_Provided material_:
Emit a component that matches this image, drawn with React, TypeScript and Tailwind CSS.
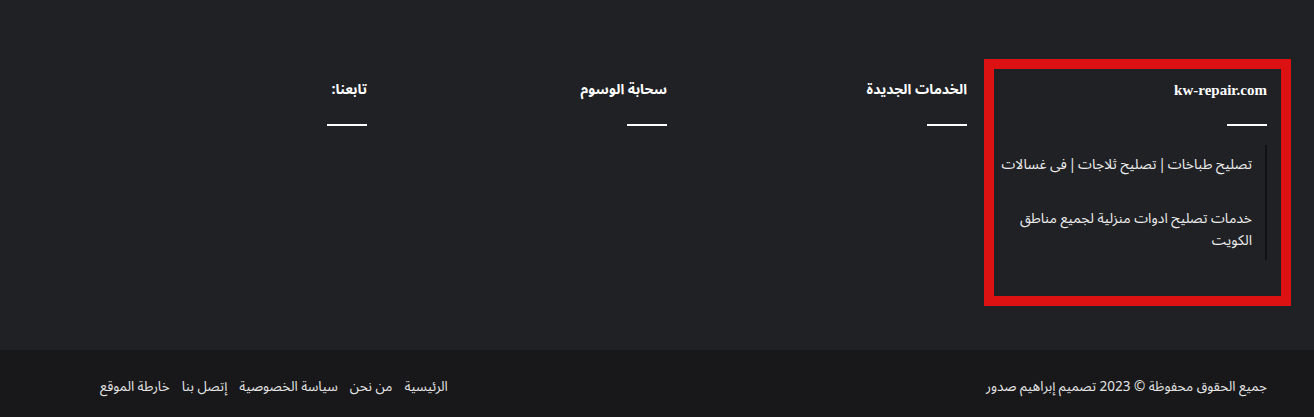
const arabic = "font-['Noto_Sans_Arabic','DejaVu_Sans',sans-serif]";

function Heading({ children, serif }: { children: React.ReactNode; serif?: boolean }) {
  return (
    <div>
      <h3
        className={
          serif
            ? "font-['Liberation_Serif',serif] font-bold text-[15px] leading-[20px] text-white"
            : "font-bold text-[14px] leading-[20px] text-white"
        }
      >
        {children}
      </h3>
      <div className="mt-[24px] h-[2px] w-[40px] bg-white" />
    </div>
  );
}

export default function App() {
  return (
    <div dir="rtl" className={`${arabic} w-[1314px]`}>
      <section className="h-[350px] bg-[#202125] pt-[59px] pr-[23px]">
        <div className="flex items-start">
          {/* first column, boxed in red */}
          <div className="w-[307px] h-[247px] border-[10px] border-[#dc1212] pt-[11px] pr-[14px]">
            <Heading serif>kw-repair.com</Heading>
            <ul className="mt-[19px] border-r-2 border-[#111113] pt-[9px] pb-[8px] pr-[13px] flex flex-col gap-[32px] text-[14px] leading-[22px] text-[#ececec]">
              <li>تصليح طباخات{"\u2009|\u2009"}تصليح ثلاجات{"\u2009|\u2009"}فى غسالات</li>
              <li className="w-[240px]">خدمات تصليح ادوات منزلية لجميع مناطق الكويت</li>
            </ul>
          </div>
          <div className="w-[300px] mr-[17px] pt-[21px]">
            <Heading>الخدمات الجديدة</Heading>
          </div>
          <div className="w-[300px] pt-[21px]">
            <Heading>سحابة الوسوم</Heading>
          </div>
          <div className="w-[300px] pt-[21px]">
            <Heading>تابعنا:</Heading>
          </div>
        </div>
      </section>
      <footer className="h-[67px] bg-[#18181a] flex items-center justify-between pr-[47px] pl-[100px] pt-[7px] text-[13.5px] text-[#e4e4e4]">
        <p>جميع الحقوق محفوظة © 2023 تصميم إبراهيم صدور</p>
        <ul className="flex gap-[12px]">
          <li>الرئيسية</li>
          <li>من نحن</li>
          <li>سياسة الخصوصية</li>
          <li>إتصل بنا</li>
          <li>خارطة الموقع</li>
        </ul>
      </footer>
    </div>
  );
}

_What is required_:
All of the material above is to be copied exactly, except for its images.

_Final result_:
Emit a component that matches this image, drawn with React, TypeScript and Tailwind CSS.
const arabic = "font-['Noto_Sans_Arabic','DejaVu_Sans',sans-serif]";

function Heading({ children, serif }: { children: React.ReactNode; serif?: boolean }) {
  return (
    <div>
      <h3
        className={
          serif
            ? "font-['Liberation_Serif',serif] font-bold text-[15px] leading-[20px] text-white"
            : "font-bold text-[14px] leading-[20px] text-white"
        }
      >
        {children}
      </h3>
      <div className="mt-[24px] h-[2px] w-[40px] bg-white" />
    </div>
  );
}

export default function App() {
  return (
    <div dir="rtl" className={`${arabic} w-[1314px]`}>
      <section className="h-[350px] bg-[#202125] pt-[59px] pr-[23px]">
        <div className="flex items-start">
          {/* first column, boxed in red */}
          <div className="w-[307px] h-[247px] border-[10px] border-[#dc1212] pt-[11px] pr-[14px]">
            <Heading serif>kw-repair.com</Heading>
            <ul className="mt-[19px] border-r-2 border-[#111113] pt-[9px] pb-[8px] pr-[13px] flex flex-col gap-[32px] text-[14px] leading-[22px] text-[#ececec]">
              <li>تصليح طباخات{"\u2009|\u2009"}تصليح ثلاجات{"\u2009|\u2009"}فى غسالات</li>
              <li className="w-[240px]">خدمات تصليح ادوات منزلية لجميع مناطق الكويت</li>
            </ul>
          </div>
          <div className="w-[300px] mr-[17px] pt-[21px]">
            <Heading>الخدمات الجديدة</Heading>
          </div>
          <div className="w-[300px] pt-[21px]">
            <Heading>سحابة الوسوم</Heading>
          </div>
          <div className="w-[300px] pt-[21px]">
            <Heading>تابعنا:</Heading>
          </div>
        </div>
      </section>
      <footer className="h-[67px] bg-[#18181a] flex items-center justify-between pr-[47px] pl-[100px] pt-[7px] text-[13.5px] text-[#e4e4e4]">
        <p>جميع الحقوق محفوظة © 2023 تصميم إبراهيم صدور</p>
        <ul className="flex gap-[12px]">
          <li>الرئيسية</li>
          <li>من نحن</li>
          <li>سياسة الخصوصية</li>
          <li>إتصل بنا</li>
          <li>خارطة الموقع</li>
        </ul>
      </footer>
    </div>
  );
}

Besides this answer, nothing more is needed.